>> begin
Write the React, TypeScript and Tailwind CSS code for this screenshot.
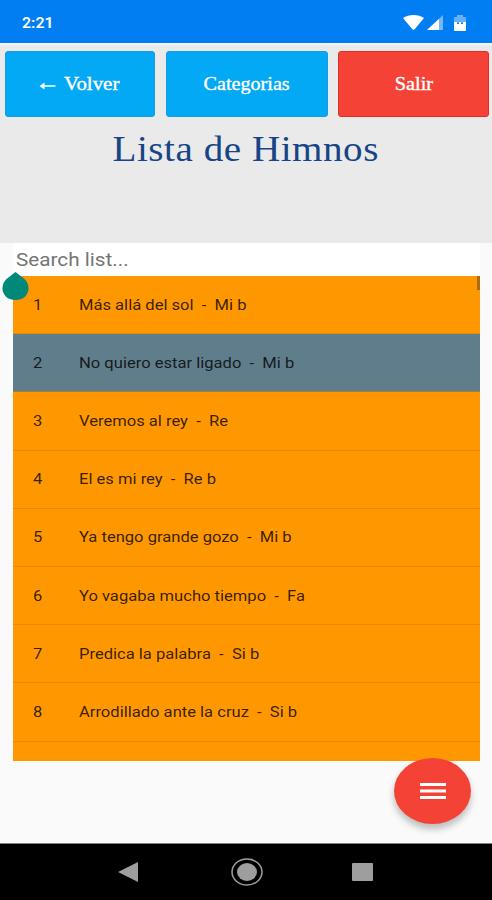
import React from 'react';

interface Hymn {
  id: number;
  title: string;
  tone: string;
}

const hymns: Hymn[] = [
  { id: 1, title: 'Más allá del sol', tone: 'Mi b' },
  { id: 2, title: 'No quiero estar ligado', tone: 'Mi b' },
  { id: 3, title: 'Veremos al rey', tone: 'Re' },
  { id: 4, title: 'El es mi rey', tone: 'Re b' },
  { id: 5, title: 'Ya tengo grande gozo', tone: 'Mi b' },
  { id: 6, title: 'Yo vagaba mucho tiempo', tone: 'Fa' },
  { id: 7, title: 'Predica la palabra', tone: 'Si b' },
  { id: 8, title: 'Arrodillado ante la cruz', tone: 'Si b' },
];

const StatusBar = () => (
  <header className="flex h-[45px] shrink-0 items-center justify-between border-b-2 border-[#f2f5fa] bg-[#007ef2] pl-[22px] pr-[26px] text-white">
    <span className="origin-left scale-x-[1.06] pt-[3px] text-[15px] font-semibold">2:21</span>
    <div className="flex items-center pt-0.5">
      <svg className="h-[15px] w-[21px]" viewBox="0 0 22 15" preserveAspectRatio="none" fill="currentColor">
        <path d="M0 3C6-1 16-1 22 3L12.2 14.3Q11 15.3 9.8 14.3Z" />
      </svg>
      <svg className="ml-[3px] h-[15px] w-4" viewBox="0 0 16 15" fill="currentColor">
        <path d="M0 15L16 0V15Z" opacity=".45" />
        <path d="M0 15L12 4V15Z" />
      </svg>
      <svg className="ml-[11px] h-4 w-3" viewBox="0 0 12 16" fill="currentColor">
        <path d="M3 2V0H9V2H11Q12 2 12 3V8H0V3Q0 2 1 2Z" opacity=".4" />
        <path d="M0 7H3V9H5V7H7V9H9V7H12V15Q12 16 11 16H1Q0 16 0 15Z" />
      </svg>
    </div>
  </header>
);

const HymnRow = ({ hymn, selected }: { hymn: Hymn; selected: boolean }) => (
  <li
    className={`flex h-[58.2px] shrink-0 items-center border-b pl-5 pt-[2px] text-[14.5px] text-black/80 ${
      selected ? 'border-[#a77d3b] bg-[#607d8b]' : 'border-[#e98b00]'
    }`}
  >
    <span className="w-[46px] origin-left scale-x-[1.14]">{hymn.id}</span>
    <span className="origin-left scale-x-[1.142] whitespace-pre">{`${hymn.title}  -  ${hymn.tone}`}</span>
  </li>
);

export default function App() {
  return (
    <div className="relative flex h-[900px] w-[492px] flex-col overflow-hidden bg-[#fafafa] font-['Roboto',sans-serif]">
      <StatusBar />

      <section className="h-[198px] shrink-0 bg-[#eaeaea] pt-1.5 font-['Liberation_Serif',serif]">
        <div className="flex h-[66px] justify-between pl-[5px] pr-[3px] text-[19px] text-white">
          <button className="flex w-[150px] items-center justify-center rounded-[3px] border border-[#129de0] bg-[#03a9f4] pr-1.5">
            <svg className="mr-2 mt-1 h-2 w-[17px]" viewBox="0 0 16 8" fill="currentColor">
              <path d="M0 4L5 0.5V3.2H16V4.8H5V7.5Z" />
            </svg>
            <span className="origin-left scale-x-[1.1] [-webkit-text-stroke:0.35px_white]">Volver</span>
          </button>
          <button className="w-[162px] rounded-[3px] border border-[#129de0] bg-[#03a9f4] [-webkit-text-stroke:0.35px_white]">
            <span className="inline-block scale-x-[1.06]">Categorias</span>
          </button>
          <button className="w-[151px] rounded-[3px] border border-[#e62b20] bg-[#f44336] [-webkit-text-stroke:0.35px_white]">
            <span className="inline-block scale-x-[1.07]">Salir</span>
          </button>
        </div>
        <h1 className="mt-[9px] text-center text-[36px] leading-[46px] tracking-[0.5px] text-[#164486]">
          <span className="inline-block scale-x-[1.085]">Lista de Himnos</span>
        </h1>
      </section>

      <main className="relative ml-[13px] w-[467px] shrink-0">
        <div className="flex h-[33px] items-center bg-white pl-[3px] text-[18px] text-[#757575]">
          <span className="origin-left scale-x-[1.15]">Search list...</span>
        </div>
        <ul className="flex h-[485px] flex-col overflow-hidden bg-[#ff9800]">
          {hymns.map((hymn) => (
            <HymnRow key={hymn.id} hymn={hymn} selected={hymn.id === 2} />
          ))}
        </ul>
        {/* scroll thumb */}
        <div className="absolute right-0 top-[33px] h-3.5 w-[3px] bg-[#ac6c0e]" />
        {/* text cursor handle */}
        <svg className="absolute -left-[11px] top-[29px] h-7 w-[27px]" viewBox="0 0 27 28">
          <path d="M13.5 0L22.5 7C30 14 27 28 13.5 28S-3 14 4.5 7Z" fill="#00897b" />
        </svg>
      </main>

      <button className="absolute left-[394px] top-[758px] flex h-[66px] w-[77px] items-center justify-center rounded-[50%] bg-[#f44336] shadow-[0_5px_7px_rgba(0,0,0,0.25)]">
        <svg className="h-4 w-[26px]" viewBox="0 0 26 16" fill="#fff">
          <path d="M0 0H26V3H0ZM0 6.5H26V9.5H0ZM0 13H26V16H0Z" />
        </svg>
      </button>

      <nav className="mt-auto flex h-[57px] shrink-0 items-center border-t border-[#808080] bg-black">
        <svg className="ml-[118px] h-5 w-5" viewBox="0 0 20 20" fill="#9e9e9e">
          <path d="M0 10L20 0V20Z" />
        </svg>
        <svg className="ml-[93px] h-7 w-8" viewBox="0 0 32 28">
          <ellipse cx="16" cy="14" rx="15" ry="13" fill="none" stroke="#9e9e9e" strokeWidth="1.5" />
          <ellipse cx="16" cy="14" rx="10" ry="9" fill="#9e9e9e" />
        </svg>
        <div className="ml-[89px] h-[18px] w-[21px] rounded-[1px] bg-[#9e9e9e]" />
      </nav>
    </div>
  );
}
>> end
▸ What to work on
Transcribe all of the material exactly, leaving out whatever pictures it contains.

▸ Answer below
Write the React, TypeScript and Tailwind CSS code for this screenshot.
import React from 'react';

interface Hymn {
  id: number;
  title: string;
  tone: string;
}

const hymns: Hymn[] = [
  { id: 1, title: 'Más allá del sol', tone: 'Mi b' },
  { id: 2, title: 'No quiero estar ligado', tone: 'Mi b' },
  { id: 3, title: 'Veremos al rey', tone: 'Re' },
  { id: 4, title: 'El es mi rey', tone: 'Re b' },
  { id: 5, title: 'Ya tengo grande gozo', tone: 'Mi b' },
  { id: 6, title: 'Yo vagaba mucho tiempo', tone: 'Fa' },
  { id: 7, title: 'Predica la palabra', tone: 'Si b' },
  { id: 8, title: 'Arrodillado ante la cruz', tone: 'Si b' },
];

const StatusBar = () => (
  <header className="flex h-[45px] shrink-0 items-center justify-between border-b-2 border-[#f2f5fa] bg-[#007ef2] pl-[22px] pr-[26px] text-white">
    <span className="origin-left scale-x-[1.06] pt-[3px] text-[15px] font-semibold">2:21</span>
    <div className="flex items-center pt-0.5">
      <svg className="h-[15px] w-[21px]" viewBox="0 0 22 15" preserveAspectRatio="none" fill="currentColor">
        <path d="M0 3C6-1 16-1 22 3L12.2 14.3Q11 15.3 9.8 14.3Z" />
      </svg>
      <svg className="ml-[3px] h-[15px] w-4" viewBox="0 0 16 15" fill="currentColor">
        <path d="M0 15L16 0V15Z" opacity=".45" />
        <path d="M0 15L12 4V15Z" />
      </svg>
      <svg className="ml-[11px] h-4 w-3" viewBox="0 0 12 16" fill="currentColor">
        <path d="M3 2V0H9V2H11Q12 2 12 3V8H0V3Q0 2 1 2Z" opacity=".4" />
        <path d="M0 7H3V9H5V7H7V9H9V7H12V15Q12 16 11 16H1Q0 16 0 15Z" />
      </svg>
    </div>
  </header>
);

const HymnRow = ({ hymn, selected }: { hymn: Hymn; selected: boolean }) => (
  <li
    className={`flex h-[58.2px] shrink-0 items-center border-b pl-5 pt-[2px] text-[14.5px] text-black/80 ${
      selected ? 'border-[#a77d3b] bg-[#607d8b]' : 'border-[#e98b00]'
    }`}
  >
    <span className="w-[46px] origin-left scale-x-[1.14]">{hymn.id}</span>
    <span className="origin-left scale-x-[1.142] whitespace-pre">{`${hymn.title}  -  ${hymn.tone}`}</span>
  </li>
);

export default function App() {
  return (
    <div className="relative flex h-[900px] w-[492px] flex-col overflow-hidden bg-[#fafafa] font-['Roboto',sans-serif]">
      <StatusBar />

      <section className="h-[198px] shrink-0 bg-[#eaeaea] pt-1.5 font-['Liberation_Serif',serif]">
        <div className="flex h-[66px] justify-between pl-[5px] pr-[3px] text-[19px] text-white">
          <button className="flex w-[150px] items-center justify-center rounded-[3px] border border-[#129de0] bg-[#03a9f4] pr-1.5">
            <svg className="mr-2 mt-1 h-2 w-[17px]" viewBox="0 0 16 8" fill="currentColor">
              <path d="M0 4L5 0.5V3.2H16V4.8H5V7.5Z" />
            </svg>
            <span className="origin-left scale-x-[1.1] [-webkit-text-stroke:0.35px_white]">Volver</span>
          </button>
          <button className="w-[162px] rounded-[3px] border border-[#129de0] bg-[#03a9f4] [-webkit-text-stroke:0.35px_white]">
            <span className="inline-block scale-x-[1.06]">Categorias</span>
          </button>
          <button className="w-[151px] rounded-[3px] border border-[#e62b20] bg-[#f44336] [-webkit-text-stroke:0.35px_white]">
            <span className="inline-block scale-x-[1.07]">Salir</span>
          </button>
        </div>
        <h1 className="mt-[9px] text-center text-[36px] leading-[46px] tracking-[0.5px] text-[#164486]">
          <span className="inline-block scale-x-[1.085]">Lista de Himnos</span>
        </h1>
      </section>

      <main className="relative ml-[13px] w-[467px] shrink-0">
        <div className="flex h-[33px] items-center bg-white pl-[3px] text-[18px] text-[#757575]">
          <span className="origin-left scale-x-[1.15]">Search list...</span>
        </div>
        <ul className="flex h-[485px] flex-col overflow-hidden bg-[#ff9800]">
          {hymns.map((hymn) => (
            <HymnRow key={hymn.id} hymn={hymn} selected={hymn.id === 2} />
          ))}
        </ul>
        {/* scroll thumb */}
        <div className="absolute right-0 top-[33px] h-3.5 w-[3px] bg-[#ac6c0e]" />
        {/* text cursor handle */}
        <svg className="absolute -left-[11px] top-[29px] h-7 w-[27px]" viewBox="0 0 27 28">
          <path d="M13.5 0L22.5 7C30 14 27 28 13.5 28S-3 14 4.5 7Z" fill="#00897b" />
        </svg>
      </main>

      <button className="absolute left-[394px] top-[758px] flex h-[66px] w-[77px] items-center justify-center rounded-[50%] bg-[#f44336] shadow-[0_5px_7px_rgba(0,0,0,0.25)]">
        <svg className="h-4 w-[26px]" viewBox="0 0 26 16" fill="#fff">
          <path d="M0 0H26V3H0ZM0 6.5H26V9.5H0ZM0 13H26V16H0Z" />
        </svg>
      </button>

      <nav className="mt-auto flex h-[57px] shrink-0 items-center border-t border-[#808080] bg-black">
        <svg className="ml-[118px] h-5 w-5" viewBox="0 0 20 20" fill="#9e9e9e">
          <path d="M0 10L20 0V20Z" />
        </svg>
        <svg className="ml-[93px] h-7 w-8" viewBox="0 0 32 28">
          <ellipse cx="16" cy="14" rx="15" ry="13" fill="none" stroke="#9e9e9e" strokeWidth="1.5" />
          <ellipse cx="16" cy="14" rx="10" ry="9" fill="#9e9e9e" />
        </svg>
        <div className="ml-[89px] h-[18px] w-[21px] rounded-[1px] bg-[#9e9e9e]" />
      </nav>
    </div>
  );
}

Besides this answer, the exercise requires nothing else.